Introduction: Barrel Gardens: Big Value in a Small Package

About: Hi I'm Michael! I love all things Science, Engineering, & 3D Printing. If you've enjoyed my work then I've love to hear from you!

Barrel gardens are really good at two things compared to other gardens:

1. Reducing water consumption by catching excess water that can be reused.

2. Cramming a lot of plants into a small space.

Being an apartment dweller that second point really sealed the deal for me. I LOVE spending time outside gardening, but I simply do not own any land. A barrel with pockets is a great way to get my gardening fix in a small package. This design gave me the opportunity to have a garden in my 'backyard' where I otherwise would not have been able to have one.

This particular barrel garden design is multi-functional. As you can see, the stand it normally sits on can also be used to cover the barrel making it into a stool and place to store your gardening gear in the off season.

Many barrel gardens have a pipe section placed in the center as a composting bin and home for earth worms. I decided that this addition was not worth the extra trouble of adding it nor the added time spent using & cleaning it out. Composing is messy work.

This project has actually been a year in the making. Most of the photos shown are from my garden last year, but the cool thing is that now I have photos of the beginning & end of the garden as well as some return on investment calculations to show for the project. I've since moved to a new apartment with an inadequate deck and have had the barrel in stool mode ever since.

Since I'd like to do a little gardening this year I decided to design an even smaller version: A 3D printable herb garden pot! This model has been printed and verified to function as intended.

NOTE: I am not a professional gardener by anyone's definition. This is something that I enjoy and have experimented with a bit, but there are still many gaps in my knowledge of gardening. Please feel free to leave your own ideas for improvement on the barrel design, plant choices, soil composition, or whatever!


Required Tools:

Drill (for stress relief holes, drain holes, assembling the stand)

Heat Gun (for softening the pockets enough to open them)

Sawzall or Jigsaw (for cutting open the lid and cutting the pockets)

Empty Wine bottles or flat prybar (for prying open the pockets)

Heavy work gloves (to prevent burning yourself)

Required Materials:

Barrel: Any size will work, standard plastic drum sizes are 50 gal, 30 gal, 15 gal, & 5 gal bucket.

Your best bet for a cheap big barrel is going to a car wash and asking for an empty one. (I won't even provide a link for getting a new one online because the shipping cost is obscene.)

Plastic Spray Paint: I've read that plant roots prefer to be in the dark so I spray painted my translucent barrel into a tan color that matched my deck. My 30 gal drum & stand took a total of 3 cans of Krylon, which worked well on the polyethylene drum.

(1) 2" x 4" x 6' board: To be cut to lengths as shown on a later step.
(1) 2" x 3" x 6' board: To be cut to lengths as shown on a later step.

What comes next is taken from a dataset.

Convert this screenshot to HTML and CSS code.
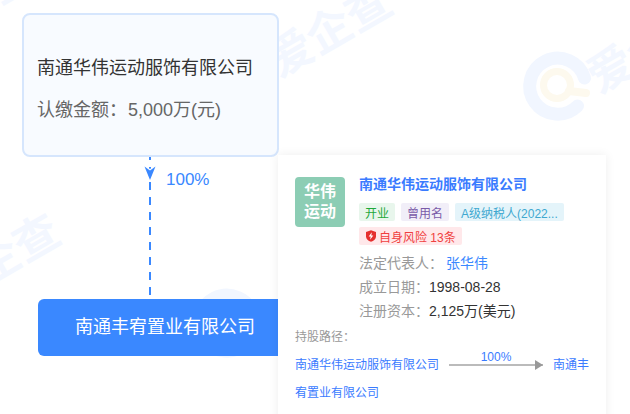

Optional: (1) 1/4" x 24" x 24" plywood sheet: For covering your stand to make a stool


If you were able to recover a barrel from an industrial site like I did then you REALLY need to wash it before using it for gardening. Just give it 5 minutes at a self service car wash.


Make a hole in the lid so you can stick your saw blade through. Then cut out the top as shown in the pictures. DON'T cut off the outer lip though, as this is what keeps the barrel strong.

For the drain just drill a couple dozen 1/8" holes in a tight circular pattern in the center of the base.


I've provided the dimensions used on my 30 gal drum, but don't be afraid of making a few measurements and doing a little math of your own. You can't go wrong if you make all your marks with a sharpie before cutting anything. Remember to stagger your pockets with every level. If you were going to do a 50 gal drum, I would probably go with 4 tiers of pockets.

Drill a 1/2" hole on each side of the slot so you can get your saw cut started and to relieve the stress of being stretched.


Be forewarned, this step is a lot of work!

Use your heat gun on high to soften the plastic and your prybar & wine bottles to open the slot and keep it open until the plastic cools. (Don't use a 2x4 to pry with or you will tear the pockets!) Always keep the heat gun moving, never stopping, in a triangle/diamond motion from the slot to about 5 inches above and below it.

After the pockets are formed and the barrel is cool you can paint it.


See attached pdf for stand dimensions.

The optional 1/4" plywood sheet is only added if you want to use this as a stool. I got the square pillow from Lowes.

Step 7: PLANT!

My soil mixture was:

30% bagged manure compost,

60% bagged garden soil with integrated long term release fertilizer,

10% natural compost I had available (a substitution for peat moss).

Fill your barrel all the way to the top with soil. Keep a bit of extra soil on hand after you pot everything because the soil will gradually compress and leave a sink hole in the center that you will want to refill.

Seeds are really really cheap to start a garden from if you have the patience. Even so I always end up buying the 3" tall pre-started plants from the hardware store.

Barrel gardens work best with small plants that don't sprawl too much, but I still tried to put tomatoes in the top area. In retrospect I would have been better to put fewer plants in the top so they wouldn't compete for light and would end up being stronger. I also found the wooden support stakes to be very useful to keep the plants growing in the orientation I wanted.

My garden was in an inescapably shady area: under an awning facing northeast...!Honestly I should not have put a garden where I did. Even so my kale, lettuce, & stevia plants went nuts. The jalapeno peppers are pretty robust plants so they did well enough, though they would have liked more light. Forget the strawberries if you plan on refreshing your soil annually (they are perennials and do much better on the second year).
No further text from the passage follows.